President George W. Bush wrote about "the unraveling" of the Sykes-Picot
agreement. Several weeks earlier, one of France's leading commentators
in the Middle East, Antoine Basbous, wrote in Le Figaro on April 21 that
the "artificial boundaries" established by Sykes-Picot were about to
receive their final blow from what he called "the Arab tsunami and its
aftershocks."
It is
difficult to exaggerate the importance of this change should it
transpire. In October 1916, during World War I, Sir Mark Sykes,
representing Britain, and Charles Francois Georges-Picot, representing
France, reached a secret understanding dividing the Asian territories of
the Ottoman Empire into spheres of influence that would be dominated by
both countries. When the League of Nations established mandates over
the former Ottoman territories that the allies subsequently captured,
the mandate for Syria and Lebanon went to France while the mandate for
Iraq went to Britain. These mandatory regimes in the years that followed
led to the empowerment of the Alawite minority over the Sunni majority
in Syria and the establishment of the domination of the Sunni minority
in Iraq over the Shiites.
The
Sykes-Picot Agreement also separated what would become British mandatory
Palestine, which had been known among its Arab residents prior to WWI
as Surya al-Janubiyya (Southern Syria) from French mandatory Syria to
its north. In 1916, Russia, still under the Czar, supported the
Sykes-Picot agreement in exchange for its territorial demands being
recognized by the British and the French in what became Turkey. Thus the
borders of at least five Middle Eastern states would eventually be
determined by the original Sykes-Picot Agreement.
Presently,
the Middle Eastern border that most observers are focusing on is the
600 kilometer (370 mile) border separating Syria from Iraq. On the
Syrian side, important newspapers, like the Financial Times, have been
writing this week about the "disintegration of Syria." Similarly, The
New York Times asserted that the Syrian state is "breaking up." It
suggested that at least three different Syrias are now emerging: one
loyal to the regime of Syrian President Bashar al-Assad, another loyal
to the opposition, and a Kurdish Syria with ties to Northern Iraq and
Kurdish groups in Turkey.
Particularly
accelerating the demise of the Sykes-Picot borders are events on the
Iraqi side of the border. Incidents during the last year point in the
direction of the eventual breakup of the Iraqi state. This coming
September, a new pipeline carrying Kurdish oil through Turkey, will link
Iraqi Kurdistan to its Turkish market instead of to the rest of Iraq.

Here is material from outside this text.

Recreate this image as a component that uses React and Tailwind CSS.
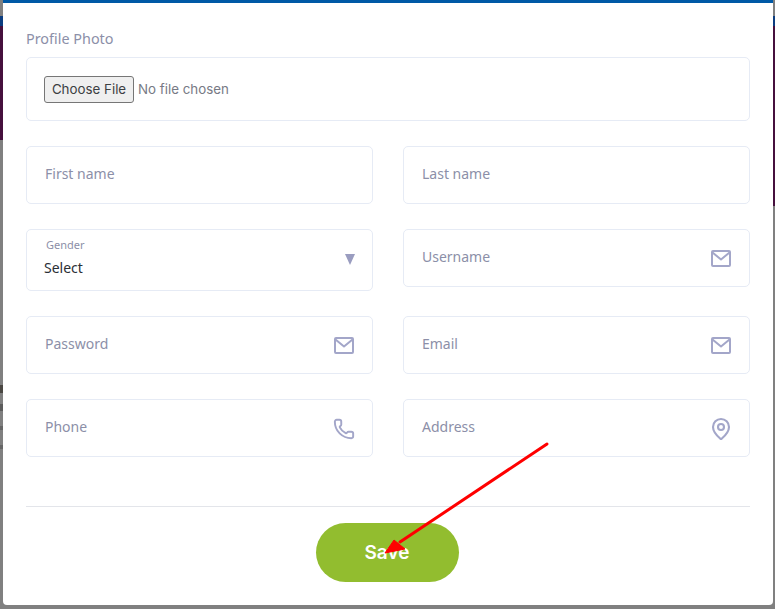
import { Phone, MapPin } from 'lucide-react';

const font = { fontFamily: '"Noto Sans", sans-serif' };

const MailIcon = ({ className }) => (
  <svg className={className} viewBox="0 0 22 22" fill="none" stroke="currentColor" strokeWidth="2" strokeLinejoin="round">
    <rect x="2" y="4" width="18" height="15" rx="1" />
    <path d="M2.5 5.5 11 12.5l8.5-7" />
  </svg>
);

const Field = ({ label, icon: Icon, iconClass }) => (
  <div className="flex h-[58px] items-start justify-between rounded-[5px] border border-[#e6ebf5] bg-white pl-[18px] pr-[17px]">
    <span className="mt-[17px] text-[14px] leading-[20px] text-[#8c8fa8]">{label}</span>
    {Icon && <Icon className={iconClass} strokeWidth={2.1} />}
  </div>
);

const mail = 'mt-[17px] h-[22px] w-[22px] text-[#a3a6c9]';

export default function App() {
  return (
    <div className="relative h-[609px] w-[775px] overflow-hidden bg-[#808080]" style={font}>
      {/* dimmed page behind the modal */}
      <div className="mt-[16px] h-[10px] bg-[#0b3d80]" />
      <div className="flex h-[180px] justify-between">
        <div className="h-[114px] w-[3px] bg-[#46103d]" />
        <div className="h-[180px] w-[3px] bg-[#46103d]" />
      </div>
      {/* clipped page text showing at the left edge */}
      <div className="mt-[179px] flex w-[3px] flex-col">
        <span className="h-[8px] bg-[#4a4742]" />
        <span className="mt-[11px] h-[7px] bg-[#5c5c5c]" />
        <span className="mt-[15px] h-[4px] bg-[#666666]" />
        <span className="mt-[15px] h-[4px] bg-[#666666]" />
      </div>

      <div className="absolute left-[3px] top-0 h-[605px] w-[770px] rounded-b-[4px] border-t-[3px] border-[#0059a6] bg-white px-[23px]">
        <p className="mt-[26px] text-[14.4px] leading-[20px] text-[#8c8fa8]">Profile Photo</p>
        <div className="mt-[8px] flex h-[64px] items-center rounded-[5px] border border-[#e6ebf5] pl-[17px]">
          <button className="h-[27px] w-[90px] rounded-[3px] border border-[#767676] bg-[#efefef] pt-[1px] text-[13.33px] leading-none text-[#3c4043]" style={{ fontFamily: 'Inter, sans-serif' }}>
            Choose File
          </button>
          <span className="ml-[4px] mt-[1px] text-[13.33px] text-[#777a85]" style={{ fontFamily: 'Inter, sans-serif' }}>No file chosen</span>
        </div>

        <div className="mt-[25px] grid grid-cols-2 items-start gap-x-[30px] gap-y-[25px]">
          <Field label="First name" />
          <Field label="Last name" />
          <div className="relative h-[62px] rounded-[5px] border border-[#e6ebf5] pl-[17px]">
            <p className="ml-[2px] mt-[7px] text-[11px] leading-[16px] text-[#8c8fa8]">Gender</p>
            <p className="mt-[5px] text-[14px] leading-[20px] text-[#2b2f36]">Select</p>
            <span className="absolute right-[17px] top-[24px] h-0 w-0 border-x-[5px] border-t-[11px] border-x-transparent border-t-[#9a9dc0]" />
          </div>
          <Field label="Username" icon={MailIcon} iconClass={mail} />
          <Field label="Password" icon={MailIcon} iconClass={mail} />
          <Field label="Email" icon={MailIcon} iconClass={mail} />
          <Field label="Phone" icon={Phone} iconClass="mt-[18px] h-[22px] w-[22px] text-[#a3a6c9]" />
          <Field label="Address" icon={MapPin} iconClass="-mr-[1px] mt-[17px] h-[24px] w-[24px] text-[#a3a6c9]" />
        </div>

        <div className="mt-[49px] border-t border-[#e3e5ea]" />
        <div className="mt-[16px] flex justify-center pr-[2px]">
          <button className="h-[59px] w-[143px] rounded-full bg-[#92bd2f] pt-[1px] text-[19px] font-semibold text-white" style={{ fontFamily: 'Inter, sans-serif' }}>
            Save
          </button>
        </div>
      </div>

      {/* annotation arrow drawn over the screenshot */}
      <svg className="absolute left-0 top-0" width="775" height="609">
        <line x1="547" y1="444" x2="400" y2="542" stroke="#ff0000" strokeWidth="3" strokeLinecap="round" />
        <polygon points="385,553 394,540 405,549" fill="#ff0000" stroke="#ff0000" strokeWidth="1" />
      </svg>
    </div>
  );
}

This development is seen in the West as the first step toward the
independence of Kurdistan. Indeed, the Kurds are cutting separate deals
with international oil companies and circumventing the central Iraqi
government in Baghdad. A spokesman for U.S. President Barack Obama's
National Security Council has stated on the record that the U.S. opposes
oil exports from any part of Iraq "without the appropriate approval of
the Iraqi federal government." Washington opposes Kurdish economic
initiatives that could lead to the dissolution of Iraq into at least
three states: Kurdish, Shiite, and Sunni.
Kurdistan
may be ready to become independent. What about the rest? The Shiite
areas of Iraq south of Baghdad to the Kuwaiti border will be dominated
one way or another by Iran. But what will happen to the Sunni sectors of
Iraq, like the al-Anbar Province? In the last year, the Sunni Arab
tribes in Iraq that span the Syrian-Iraqi border have joined the war
against the Assad regime. Tribes like the Shammar, who migrated from the
Arabian Peninsula to the Jazira plain between the Tigris and Euphrates
Rivers in the 17th century, have been regularly crossing the
Iraqi-Syrian border back and forth for many years.
The
prospect that their Sunni cousins in Syria will eventually defeat the
Assad regime, or at least take over part of the Syrian state, has
energized the Sunni Arabs of Iraq, who felt previously that the 2003
Iraq War had led to the defeat of their Sunni-dominated regime under
Saddam Hussein and a victory for Iraq's Shiite majority. Now, they sense
they can take back their autonomy from Baghdad.
Former
U.S. Ambassador to Iraq Ryan Crocker (serving between 2007 and 2009)
wrote in The Washington Post on May 1 that al-Qaida-Iraq has
re-established itself in areas in which it was defeated by U.S. and
Iraqi forces over the last five years. It should come as no surprise
that Crocker defines the leading jihadist force fighting Assad's army,
Jabhat al-Nusra, as a front group for al-Qaida in Iraq. In March, the
executions of eleven Syrian soldiers in a public square in the town of
al-Raqqa, inside northern Syria, were carried out under the flag of
Iraqi al-Qaida. The old Sykes-Picot border was clearly meaningless for
affiliates of al-Qaida. An Iraqi commentator noted that since 2011,
there have been religious calls for erasing the old Iraqi-Syrian border
and unifying the Sunni regions on both sides.
Should
the fragmentation of Syria combine with the Balkanization of Iraq, what
will the Middle East look like? The Sunni Arabs are the likely
candidates to look for mergers with their neighbors. If they are
politically dominated by the same branch of al-Qaida, then the emergence
of a new Afghanistan in the heart of the Arab world might be the
result. If more moderate forces among the Iraqi Sunnis emerge, then it
should not be ruled out that they might consider some federal ties with
their western Sunni neighbor, Jordan, which would give them an outlet to
the Red Sea.
But
however the political systems in Syria and Iraq evolve, it is clear
that the map of the Middle East is likely to be very different from the
map that the colonial powers fixed during World War I and which has
endured for roughly 97 years since British and French officials first
put it on paper. The only boundary in the Middle East that Western
diplomats have become rigidly obsessed with, despite the far more
profound changes that are occurring across the region, is not even
formally an international border under international law, but only an
armistice line from 1949 - what is inappropriately called the 1967
border. While a solution to this territorial dispute must be addressed,
the final borders drawn between Israel and it's neighbors will have to
take into account the current dramatic strategic shifts.